Consumer Choice and Budget Constraint
       Rational behavior- Consumers are rational individuals who try to spend their money and to get maximum amount of satisfaction. They want to maximize Total Utility (TU) they get.
Preferences- Each consumer has different preferences. We assume that buyers have a good idea of how much marginal utility they will get after each unit of good or service they purchase.
      Budget Constraints–   At any period of time consumers have a limited quantity of money, because they can provide society only a limited amount of human and property resources. Economists call this fact budget constraint (budget limitation). Even these people who own millions of dollars face budget constraint, but it is not severe as at that people who have low incomes.
Prices– Since all goods are scarce relative to demand of them they carry a price tag.

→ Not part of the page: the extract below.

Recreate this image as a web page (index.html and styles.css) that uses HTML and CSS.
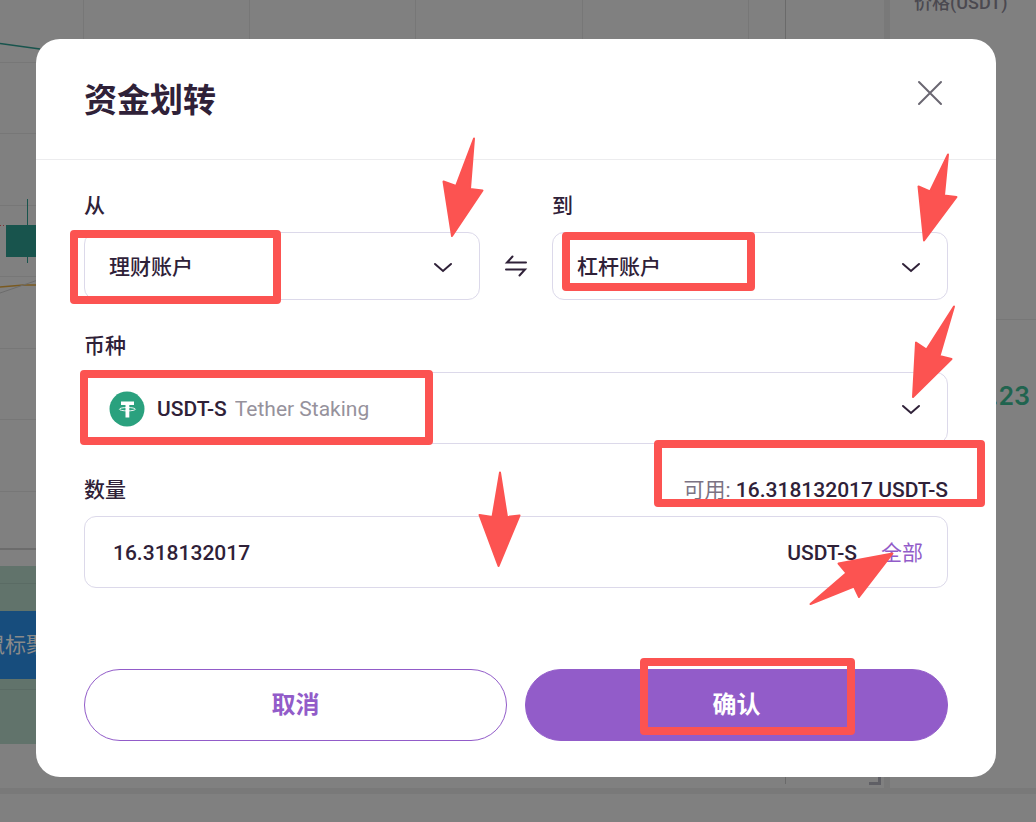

Each person purchases are minuscule relative to total demand, because they have relatively small amount of income, so that consumers may buy only a limited amount of goods.
   Consumers must choose the most satisfying mix of goods and services. Different consumers will choose different combinations of items.

 Utility-Maximization Rule
      From all possible combinations of goods and services, which are available for their budget, consumers must choose the mix that offers them maximum utility. But which combination yields more utility?
   In order to maximize satisfaction, consumers should allocate their incomes so that the last dollar spent on each product offers the same MU (marginal utility).This is called Utility Maximization rule.

Marginal Utility per Dollar
      A rational consumer must compare the extra-utility with its cost (price). Suppose you prefer coffee which is 18 UT (units of Utility, at least I call them like that) to a tea whose MU is 6 UT. Coffee’s price is 6$ but price of tea is 1$. Even if coffee provides more total UTs, but when we make a ratio between MU and price we see that coffee offers 3UT/$ but tea gives us 6UT/$. So tea offers more satisfaction than does coffee. To calculate the amount of extra-utility derived from each product we should put MU on per dollar basis.